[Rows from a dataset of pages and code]

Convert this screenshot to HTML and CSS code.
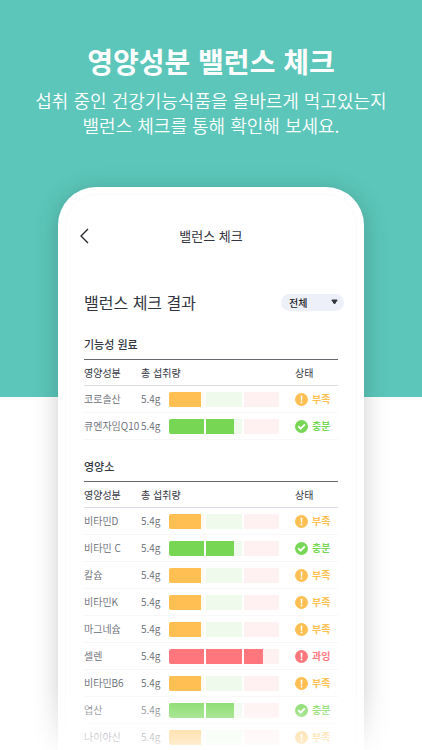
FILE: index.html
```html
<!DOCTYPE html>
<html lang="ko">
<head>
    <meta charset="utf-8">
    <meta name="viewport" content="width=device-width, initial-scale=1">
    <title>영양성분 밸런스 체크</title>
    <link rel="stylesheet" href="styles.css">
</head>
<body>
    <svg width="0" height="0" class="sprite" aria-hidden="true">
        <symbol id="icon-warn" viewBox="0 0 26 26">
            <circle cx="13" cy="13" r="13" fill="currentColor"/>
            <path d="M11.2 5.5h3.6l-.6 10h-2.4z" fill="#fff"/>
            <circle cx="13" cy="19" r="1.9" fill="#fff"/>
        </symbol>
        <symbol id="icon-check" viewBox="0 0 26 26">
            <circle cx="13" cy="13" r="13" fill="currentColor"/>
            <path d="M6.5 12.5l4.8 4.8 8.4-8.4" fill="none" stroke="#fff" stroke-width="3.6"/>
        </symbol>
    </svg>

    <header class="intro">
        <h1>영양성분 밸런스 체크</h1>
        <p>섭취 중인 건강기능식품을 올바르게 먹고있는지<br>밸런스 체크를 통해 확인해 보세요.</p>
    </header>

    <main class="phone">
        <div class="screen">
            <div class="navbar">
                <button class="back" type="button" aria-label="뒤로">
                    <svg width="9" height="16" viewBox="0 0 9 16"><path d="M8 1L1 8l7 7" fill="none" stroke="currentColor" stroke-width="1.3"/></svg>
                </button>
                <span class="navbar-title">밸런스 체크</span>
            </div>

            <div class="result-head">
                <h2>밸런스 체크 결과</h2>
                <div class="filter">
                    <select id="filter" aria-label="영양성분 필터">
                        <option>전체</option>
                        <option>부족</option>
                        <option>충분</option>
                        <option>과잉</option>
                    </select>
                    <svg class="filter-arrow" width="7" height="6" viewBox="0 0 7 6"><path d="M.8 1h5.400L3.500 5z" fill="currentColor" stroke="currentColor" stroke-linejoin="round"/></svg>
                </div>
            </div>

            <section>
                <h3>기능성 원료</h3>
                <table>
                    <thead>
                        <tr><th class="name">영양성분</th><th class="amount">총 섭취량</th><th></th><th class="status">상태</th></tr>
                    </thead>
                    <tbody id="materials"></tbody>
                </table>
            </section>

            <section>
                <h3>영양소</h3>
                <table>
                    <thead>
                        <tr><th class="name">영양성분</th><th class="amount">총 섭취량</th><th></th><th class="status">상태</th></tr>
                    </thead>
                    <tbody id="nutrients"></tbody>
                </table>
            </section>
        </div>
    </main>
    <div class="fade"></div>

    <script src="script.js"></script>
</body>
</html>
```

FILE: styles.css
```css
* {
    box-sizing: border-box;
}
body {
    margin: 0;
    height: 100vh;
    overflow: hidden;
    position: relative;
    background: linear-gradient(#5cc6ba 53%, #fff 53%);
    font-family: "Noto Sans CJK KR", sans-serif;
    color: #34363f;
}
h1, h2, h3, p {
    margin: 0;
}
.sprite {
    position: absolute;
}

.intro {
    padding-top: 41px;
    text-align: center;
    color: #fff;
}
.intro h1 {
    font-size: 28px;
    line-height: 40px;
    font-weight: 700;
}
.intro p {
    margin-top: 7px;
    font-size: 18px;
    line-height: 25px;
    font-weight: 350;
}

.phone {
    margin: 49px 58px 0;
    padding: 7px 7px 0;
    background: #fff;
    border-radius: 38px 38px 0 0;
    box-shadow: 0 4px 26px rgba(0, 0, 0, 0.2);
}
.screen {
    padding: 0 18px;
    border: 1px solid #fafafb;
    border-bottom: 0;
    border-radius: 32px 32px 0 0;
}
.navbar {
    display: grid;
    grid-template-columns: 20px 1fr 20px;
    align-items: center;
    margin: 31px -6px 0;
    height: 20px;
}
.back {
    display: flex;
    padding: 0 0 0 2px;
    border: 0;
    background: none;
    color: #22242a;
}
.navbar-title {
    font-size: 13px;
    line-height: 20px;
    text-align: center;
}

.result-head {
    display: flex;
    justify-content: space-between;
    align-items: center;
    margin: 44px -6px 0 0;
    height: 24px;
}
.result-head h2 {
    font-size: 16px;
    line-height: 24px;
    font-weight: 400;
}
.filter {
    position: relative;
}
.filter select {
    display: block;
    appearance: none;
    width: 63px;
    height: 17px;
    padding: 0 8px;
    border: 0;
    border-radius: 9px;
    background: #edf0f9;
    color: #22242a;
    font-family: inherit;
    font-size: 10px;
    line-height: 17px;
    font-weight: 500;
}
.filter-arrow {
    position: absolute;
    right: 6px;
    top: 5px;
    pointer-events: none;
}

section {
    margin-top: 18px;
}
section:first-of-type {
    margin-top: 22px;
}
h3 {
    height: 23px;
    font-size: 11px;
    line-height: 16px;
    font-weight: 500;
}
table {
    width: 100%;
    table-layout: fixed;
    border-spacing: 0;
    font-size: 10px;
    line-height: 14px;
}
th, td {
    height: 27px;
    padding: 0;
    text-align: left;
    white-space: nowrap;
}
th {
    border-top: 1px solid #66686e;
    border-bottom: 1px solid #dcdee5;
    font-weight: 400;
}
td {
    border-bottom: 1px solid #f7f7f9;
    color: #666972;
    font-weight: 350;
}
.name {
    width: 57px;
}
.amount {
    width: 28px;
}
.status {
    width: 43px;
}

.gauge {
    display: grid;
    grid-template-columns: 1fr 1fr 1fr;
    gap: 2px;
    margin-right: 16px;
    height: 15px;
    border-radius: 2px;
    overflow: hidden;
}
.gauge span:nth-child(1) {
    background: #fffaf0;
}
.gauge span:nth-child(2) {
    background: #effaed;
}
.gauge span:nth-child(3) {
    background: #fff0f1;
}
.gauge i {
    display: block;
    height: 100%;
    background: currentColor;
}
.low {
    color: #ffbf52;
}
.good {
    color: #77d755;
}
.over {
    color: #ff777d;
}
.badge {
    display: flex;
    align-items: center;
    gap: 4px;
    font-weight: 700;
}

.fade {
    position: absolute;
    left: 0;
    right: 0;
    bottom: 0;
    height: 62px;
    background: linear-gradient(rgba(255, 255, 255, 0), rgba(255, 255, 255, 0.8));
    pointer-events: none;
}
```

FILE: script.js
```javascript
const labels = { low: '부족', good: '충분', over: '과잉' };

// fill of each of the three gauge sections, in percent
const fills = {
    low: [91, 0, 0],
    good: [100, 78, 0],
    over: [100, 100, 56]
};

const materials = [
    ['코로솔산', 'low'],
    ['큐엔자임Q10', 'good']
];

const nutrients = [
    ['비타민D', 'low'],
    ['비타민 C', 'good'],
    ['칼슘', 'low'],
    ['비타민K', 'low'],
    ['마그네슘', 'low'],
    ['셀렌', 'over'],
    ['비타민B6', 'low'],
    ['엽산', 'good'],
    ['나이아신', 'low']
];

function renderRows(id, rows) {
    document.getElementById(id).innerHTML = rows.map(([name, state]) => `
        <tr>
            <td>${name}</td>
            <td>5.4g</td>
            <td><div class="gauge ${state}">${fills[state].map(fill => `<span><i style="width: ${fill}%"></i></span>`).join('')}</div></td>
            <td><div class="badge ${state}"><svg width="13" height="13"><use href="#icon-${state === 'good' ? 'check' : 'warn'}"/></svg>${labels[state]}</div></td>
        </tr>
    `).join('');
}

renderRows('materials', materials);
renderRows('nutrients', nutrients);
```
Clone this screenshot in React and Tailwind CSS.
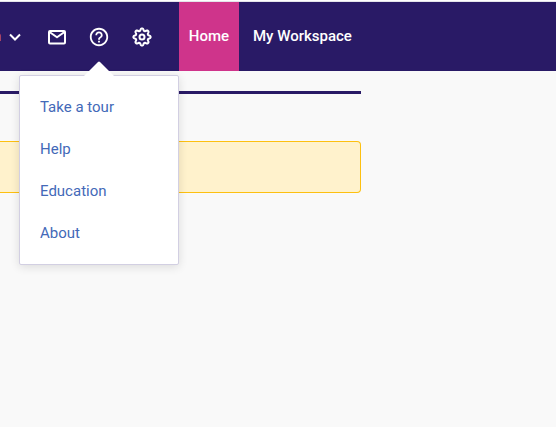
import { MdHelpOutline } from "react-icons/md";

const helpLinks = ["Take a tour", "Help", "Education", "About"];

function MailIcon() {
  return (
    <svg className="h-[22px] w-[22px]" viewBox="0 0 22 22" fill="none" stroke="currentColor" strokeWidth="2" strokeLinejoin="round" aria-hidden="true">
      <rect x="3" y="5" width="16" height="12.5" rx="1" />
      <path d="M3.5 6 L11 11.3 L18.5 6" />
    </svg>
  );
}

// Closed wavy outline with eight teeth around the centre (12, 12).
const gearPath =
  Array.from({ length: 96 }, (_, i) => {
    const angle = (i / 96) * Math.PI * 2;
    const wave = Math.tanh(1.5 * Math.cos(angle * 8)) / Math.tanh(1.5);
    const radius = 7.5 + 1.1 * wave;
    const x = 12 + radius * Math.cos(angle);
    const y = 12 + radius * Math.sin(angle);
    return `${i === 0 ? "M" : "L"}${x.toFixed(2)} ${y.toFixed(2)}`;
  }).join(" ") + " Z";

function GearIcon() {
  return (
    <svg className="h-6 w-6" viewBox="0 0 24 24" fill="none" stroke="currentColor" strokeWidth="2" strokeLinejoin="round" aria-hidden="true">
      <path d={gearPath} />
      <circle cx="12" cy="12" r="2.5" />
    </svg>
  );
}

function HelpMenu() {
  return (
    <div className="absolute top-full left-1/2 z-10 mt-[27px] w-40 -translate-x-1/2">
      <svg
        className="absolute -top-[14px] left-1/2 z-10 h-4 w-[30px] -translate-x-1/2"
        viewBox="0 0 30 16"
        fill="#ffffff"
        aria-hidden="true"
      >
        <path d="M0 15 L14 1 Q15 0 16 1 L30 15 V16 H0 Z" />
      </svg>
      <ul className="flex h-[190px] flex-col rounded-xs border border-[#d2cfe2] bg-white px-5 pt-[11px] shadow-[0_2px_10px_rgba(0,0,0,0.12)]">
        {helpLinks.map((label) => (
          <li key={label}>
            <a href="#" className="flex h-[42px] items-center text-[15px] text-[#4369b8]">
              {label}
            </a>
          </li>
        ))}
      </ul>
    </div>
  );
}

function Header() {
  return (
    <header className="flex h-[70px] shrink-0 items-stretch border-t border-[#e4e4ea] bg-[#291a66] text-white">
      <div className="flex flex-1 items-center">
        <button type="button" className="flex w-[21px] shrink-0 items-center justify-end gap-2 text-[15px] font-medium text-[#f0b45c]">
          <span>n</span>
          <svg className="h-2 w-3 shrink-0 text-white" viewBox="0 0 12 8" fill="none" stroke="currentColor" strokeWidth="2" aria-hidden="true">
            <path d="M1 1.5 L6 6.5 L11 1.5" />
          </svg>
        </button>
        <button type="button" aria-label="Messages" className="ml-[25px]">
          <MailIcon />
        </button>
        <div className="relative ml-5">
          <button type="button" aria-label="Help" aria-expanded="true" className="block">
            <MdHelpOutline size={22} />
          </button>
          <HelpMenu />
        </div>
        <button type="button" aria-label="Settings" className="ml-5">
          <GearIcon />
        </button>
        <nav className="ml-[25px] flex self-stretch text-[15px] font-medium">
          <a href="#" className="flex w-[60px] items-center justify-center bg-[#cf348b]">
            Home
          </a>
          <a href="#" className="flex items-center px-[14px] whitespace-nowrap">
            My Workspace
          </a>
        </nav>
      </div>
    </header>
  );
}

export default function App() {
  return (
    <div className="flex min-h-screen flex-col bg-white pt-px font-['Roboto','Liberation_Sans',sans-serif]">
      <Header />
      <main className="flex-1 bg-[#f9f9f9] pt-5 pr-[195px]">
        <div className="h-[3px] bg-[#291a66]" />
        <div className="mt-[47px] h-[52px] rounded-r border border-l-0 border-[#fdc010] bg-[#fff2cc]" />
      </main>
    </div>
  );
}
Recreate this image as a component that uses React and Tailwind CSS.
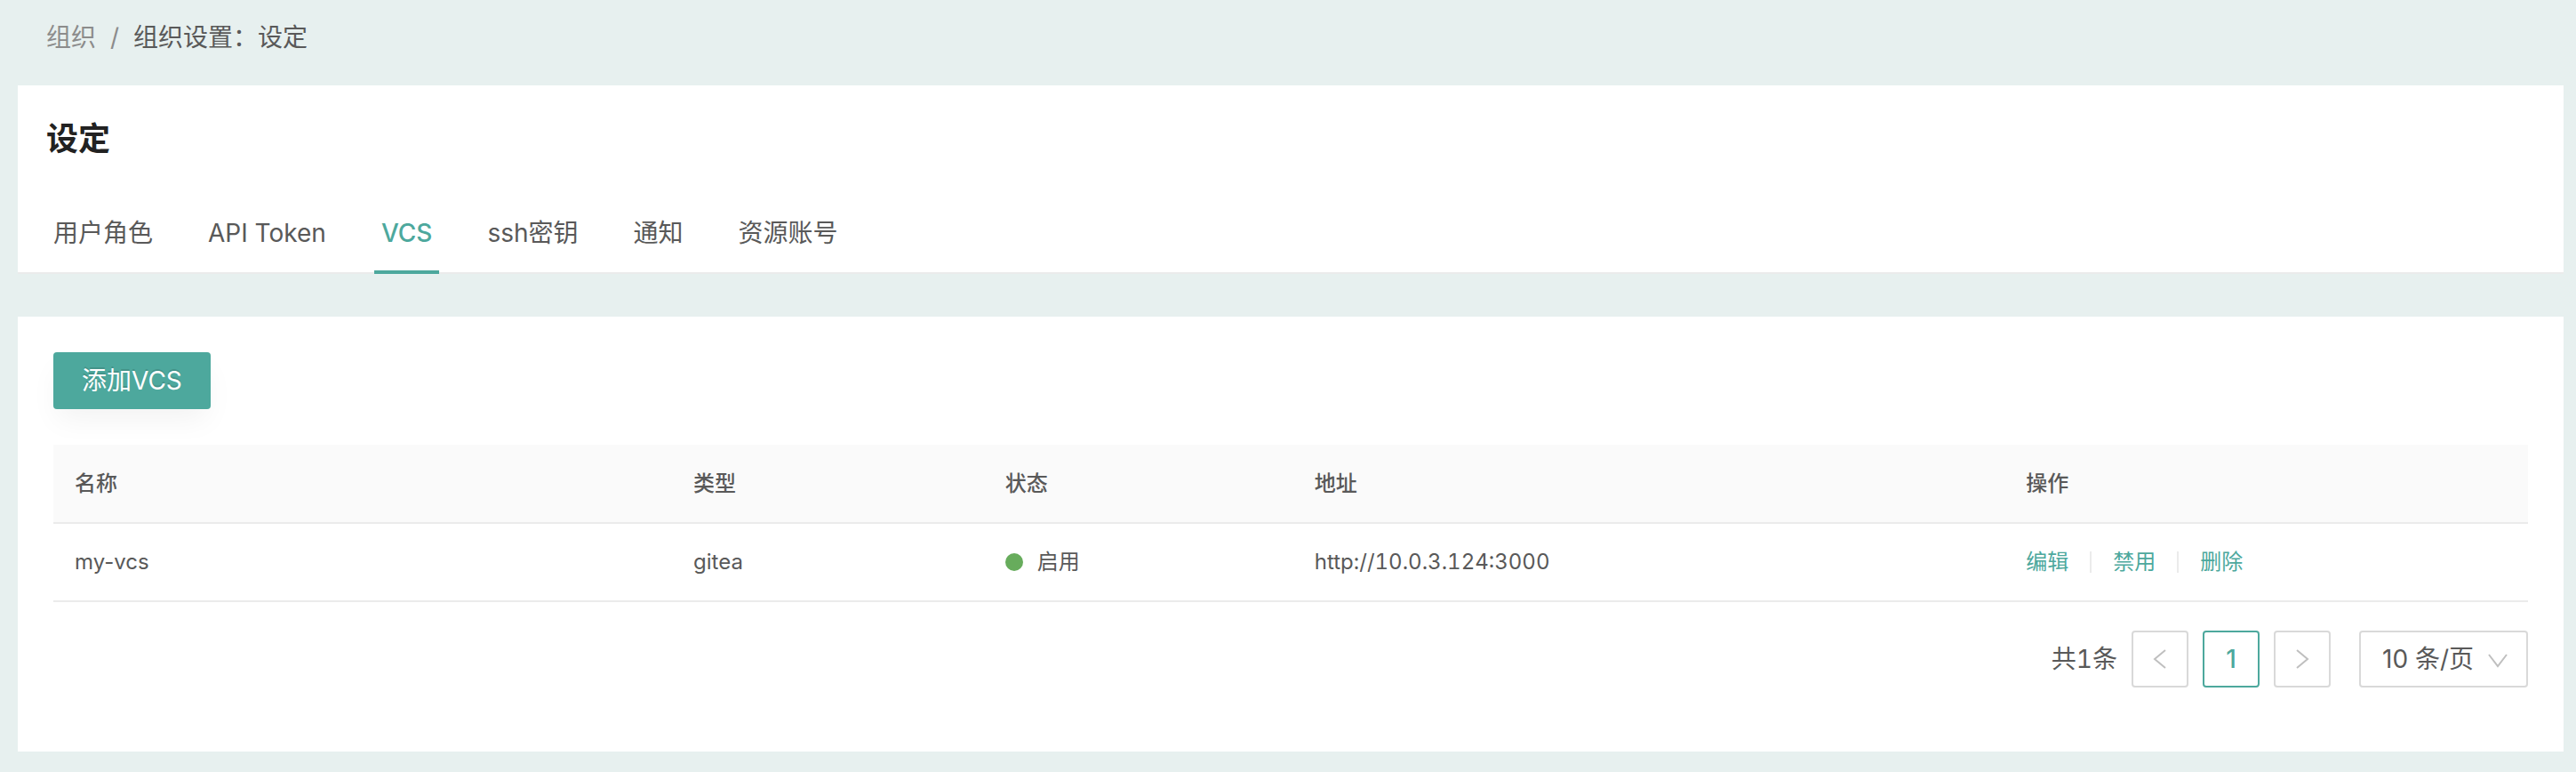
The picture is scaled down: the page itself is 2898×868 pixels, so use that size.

Work to be completed —
Take the line containing "Recreate this image" and all lines after it to the end of the data above, and reproduce them exactly, leaving out pictures. Nothing else belongs in the copy.

Answer to this exercise —
Recreate this image as a component that uses React and Tailwind CSS.
The picture is scaled down: the page itself is 2898×868 pixels, so use that size.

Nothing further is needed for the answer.